The deal would “bring the joy and community of gaming to everyone, across every device,” Microsoft said in its January 2022 announcement of its offer. And it would “accelerate the growth in Microsoft’s gaming business across mobile, PC, console and cloud.”
(In a sign of how transient the buzzwords meant to impress investors are, the opening paragraph of that deal announcement concludes with the now-archaic boast that buying Activision Blizzard “will provide building blocks for the metaverse.” Can’t wait!)
In the spring of 2022 an unexpected added benefit emerged: Microsoft buying Activision Blizzard might, in fact, be good for the companies’ workers.

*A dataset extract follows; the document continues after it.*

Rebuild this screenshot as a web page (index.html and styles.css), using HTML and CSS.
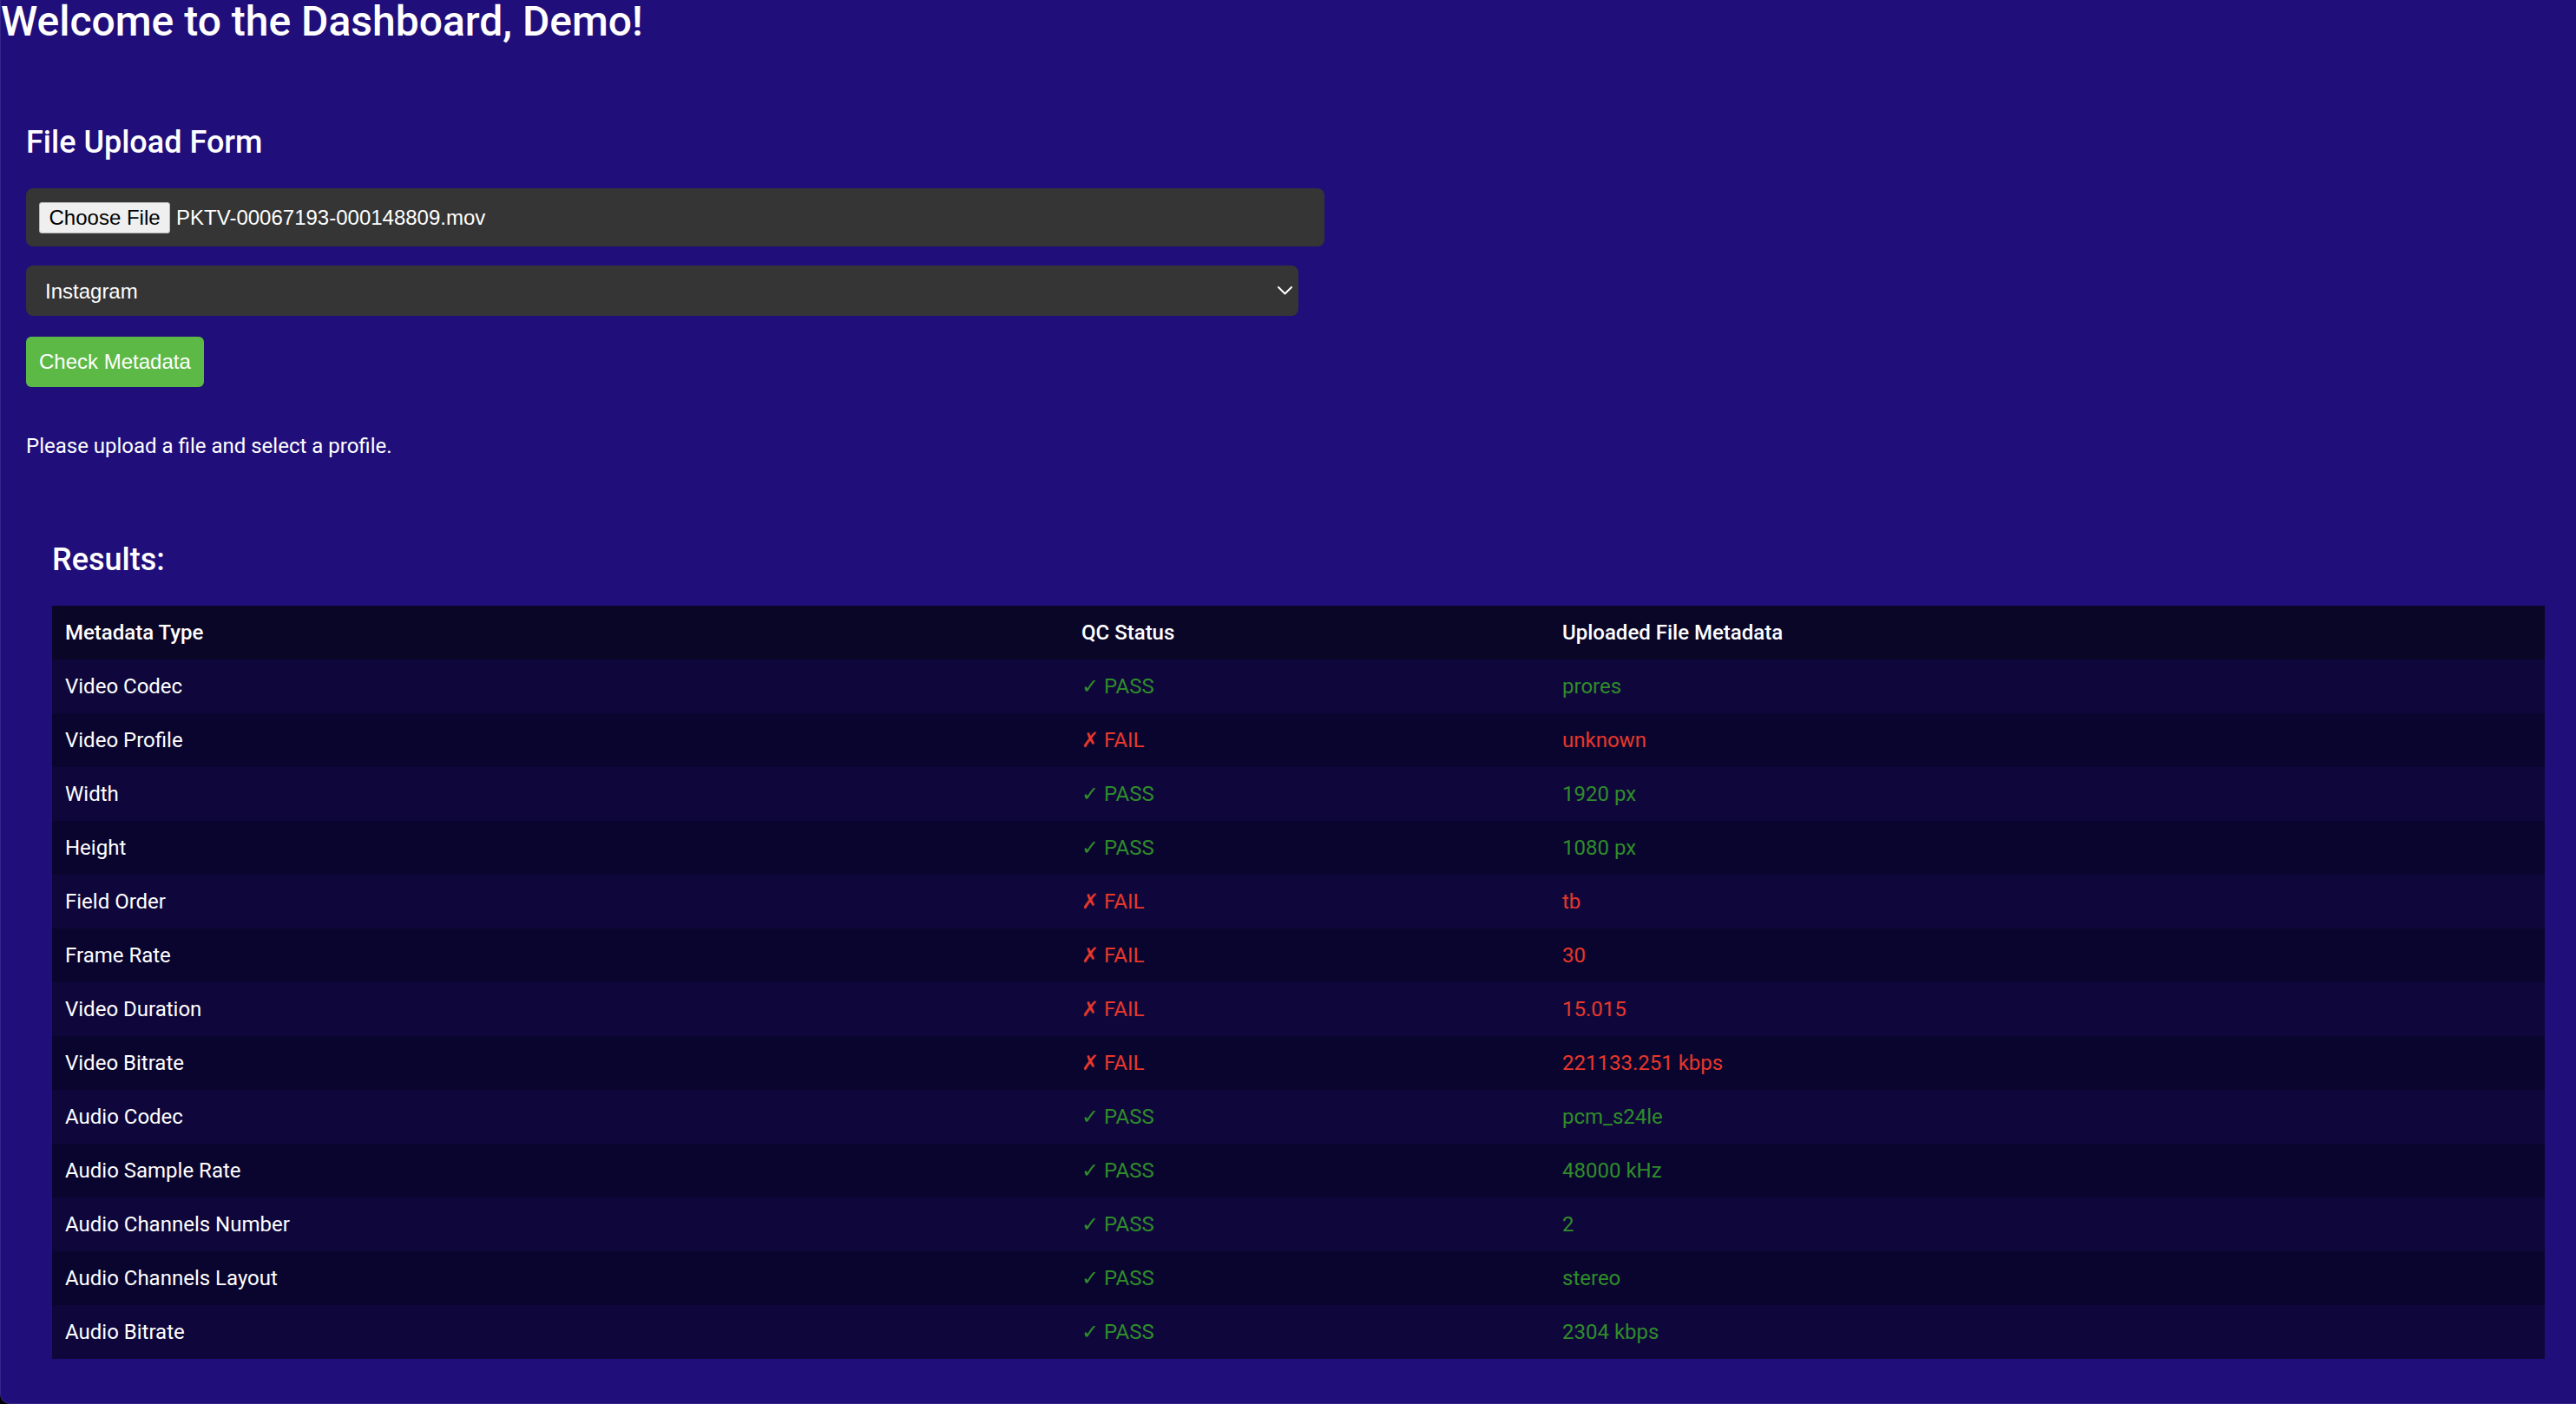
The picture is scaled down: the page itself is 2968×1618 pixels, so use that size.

That March, Bernie Sanders, Elizabeth Warren and two other U.S. Senators had pressed the Federal Trade Commission over how the mega-deal would impact Activision Blizzard workers who were already at loggerheads with the company over misconduct scandals and obstacles to their efforts to unionize. Microsoft may have felt the heat. By June, the main union backing the ABK workers, the Communication Workers of America, secured a “labor neutrality agreement” from Microsoft to ease unionization attempts at the combined company. In exchange, the CWA blessed Microsoft’s bid.
Last October, the CWA celebrated the close of the deal, declaring it “a new day for workers at Activision Blizzard.” The CWA had victories to point to, among them the neutrality pact and the formation of Microsoft’s first union in its 48-year history: about three hundred game testers at Microsoft’s ZeniMax family of studios.
Yesterday, the other shoe dropped.
In a memo to his newly expanded team that was first reported by The Verge, Microsoft gaming chief Phil Spencer said “the leadership of Microsoft Gaming and Activision Blizzard is committed to aligning on a strategy and an execution plan with a sustainable cost structure that will support the whole of our growing business.”
“Together,” he continued, “we’ve set priorities, identified areas of overlap, and ensured that we’re all aligned on the best opportunities for growth.”
The result: 1,900 people cut out of a 22,000 person gaming workforce at Microsoft.
Surely, everyone knew some cuts were coming.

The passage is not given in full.